CHALLENGE
Leave the pictures out and retype the lines from the beginning through the line with "const LIGHT = '#8dbde3';", both ends included.

INFORMATION SUPPLIED
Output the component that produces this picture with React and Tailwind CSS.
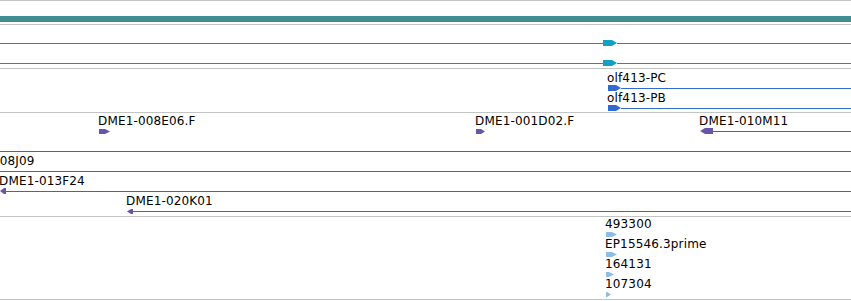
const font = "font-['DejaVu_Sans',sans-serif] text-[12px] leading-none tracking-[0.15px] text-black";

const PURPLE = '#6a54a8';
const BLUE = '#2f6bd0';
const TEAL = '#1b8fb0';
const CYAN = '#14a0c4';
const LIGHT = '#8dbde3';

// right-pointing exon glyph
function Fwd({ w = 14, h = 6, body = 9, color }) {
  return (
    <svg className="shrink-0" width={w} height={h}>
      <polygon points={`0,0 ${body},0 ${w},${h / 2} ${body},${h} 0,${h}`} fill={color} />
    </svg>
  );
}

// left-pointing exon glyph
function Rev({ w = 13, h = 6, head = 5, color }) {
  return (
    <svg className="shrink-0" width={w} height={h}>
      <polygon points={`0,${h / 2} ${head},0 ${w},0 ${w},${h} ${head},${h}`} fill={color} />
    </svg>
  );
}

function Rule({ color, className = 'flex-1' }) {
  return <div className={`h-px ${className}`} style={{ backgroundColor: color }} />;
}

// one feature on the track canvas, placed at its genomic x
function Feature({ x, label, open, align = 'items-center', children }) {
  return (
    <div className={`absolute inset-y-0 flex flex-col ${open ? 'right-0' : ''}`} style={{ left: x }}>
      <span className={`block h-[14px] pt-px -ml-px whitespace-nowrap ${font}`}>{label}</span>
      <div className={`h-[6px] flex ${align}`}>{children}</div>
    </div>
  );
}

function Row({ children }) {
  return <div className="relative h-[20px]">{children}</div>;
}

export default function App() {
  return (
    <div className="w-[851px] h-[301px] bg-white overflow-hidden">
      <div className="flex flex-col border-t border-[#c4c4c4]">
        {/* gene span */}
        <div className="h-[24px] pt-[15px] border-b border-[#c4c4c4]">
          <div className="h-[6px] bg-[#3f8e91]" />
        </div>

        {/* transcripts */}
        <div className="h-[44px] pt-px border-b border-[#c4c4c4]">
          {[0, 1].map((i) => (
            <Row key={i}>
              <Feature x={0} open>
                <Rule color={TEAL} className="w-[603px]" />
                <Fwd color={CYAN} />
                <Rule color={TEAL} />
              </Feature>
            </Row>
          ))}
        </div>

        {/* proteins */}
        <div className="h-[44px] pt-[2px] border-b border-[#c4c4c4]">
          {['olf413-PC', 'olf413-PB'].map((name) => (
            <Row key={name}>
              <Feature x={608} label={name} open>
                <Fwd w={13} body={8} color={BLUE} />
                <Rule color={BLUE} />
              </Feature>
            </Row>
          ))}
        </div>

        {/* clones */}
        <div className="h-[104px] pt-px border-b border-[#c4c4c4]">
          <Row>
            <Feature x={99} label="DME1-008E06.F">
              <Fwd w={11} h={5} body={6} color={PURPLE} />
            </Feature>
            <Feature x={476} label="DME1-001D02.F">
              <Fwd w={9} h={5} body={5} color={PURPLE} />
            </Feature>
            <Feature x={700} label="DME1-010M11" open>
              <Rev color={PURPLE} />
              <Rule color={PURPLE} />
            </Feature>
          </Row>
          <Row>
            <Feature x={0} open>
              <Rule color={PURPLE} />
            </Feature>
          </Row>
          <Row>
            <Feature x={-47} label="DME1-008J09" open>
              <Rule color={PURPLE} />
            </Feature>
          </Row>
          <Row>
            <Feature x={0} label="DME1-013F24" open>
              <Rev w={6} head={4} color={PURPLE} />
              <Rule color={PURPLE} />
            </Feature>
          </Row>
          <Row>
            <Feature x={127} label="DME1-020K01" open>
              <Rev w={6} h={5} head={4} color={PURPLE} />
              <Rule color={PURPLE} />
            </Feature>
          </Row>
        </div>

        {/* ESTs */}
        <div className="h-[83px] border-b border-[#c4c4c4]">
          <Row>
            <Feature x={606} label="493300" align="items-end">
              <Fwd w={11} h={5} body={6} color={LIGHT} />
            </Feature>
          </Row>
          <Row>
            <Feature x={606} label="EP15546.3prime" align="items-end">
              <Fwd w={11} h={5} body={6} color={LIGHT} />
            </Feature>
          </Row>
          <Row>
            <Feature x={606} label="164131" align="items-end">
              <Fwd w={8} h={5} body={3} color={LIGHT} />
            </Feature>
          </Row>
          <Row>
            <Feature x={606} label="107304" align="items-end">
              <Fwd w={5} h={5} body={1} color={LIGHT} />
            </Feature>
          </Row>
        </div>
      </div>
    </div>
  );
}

RESPONSE FOR THIS EXERCISE
Output the component that produces this picture with React and Tailwind CSS.
const font = "font-['DejaVu_Sans',sans-serif] text-[12px] leading-none tracking-[0.15px] text-black";

const PURPLE = '#6a54a8';
const BLUE = '#2f6bd0';
const TEAL = '#1b8fb0';
const CYAN = '#14a0c4';
const LIGHT = '#8dbde3';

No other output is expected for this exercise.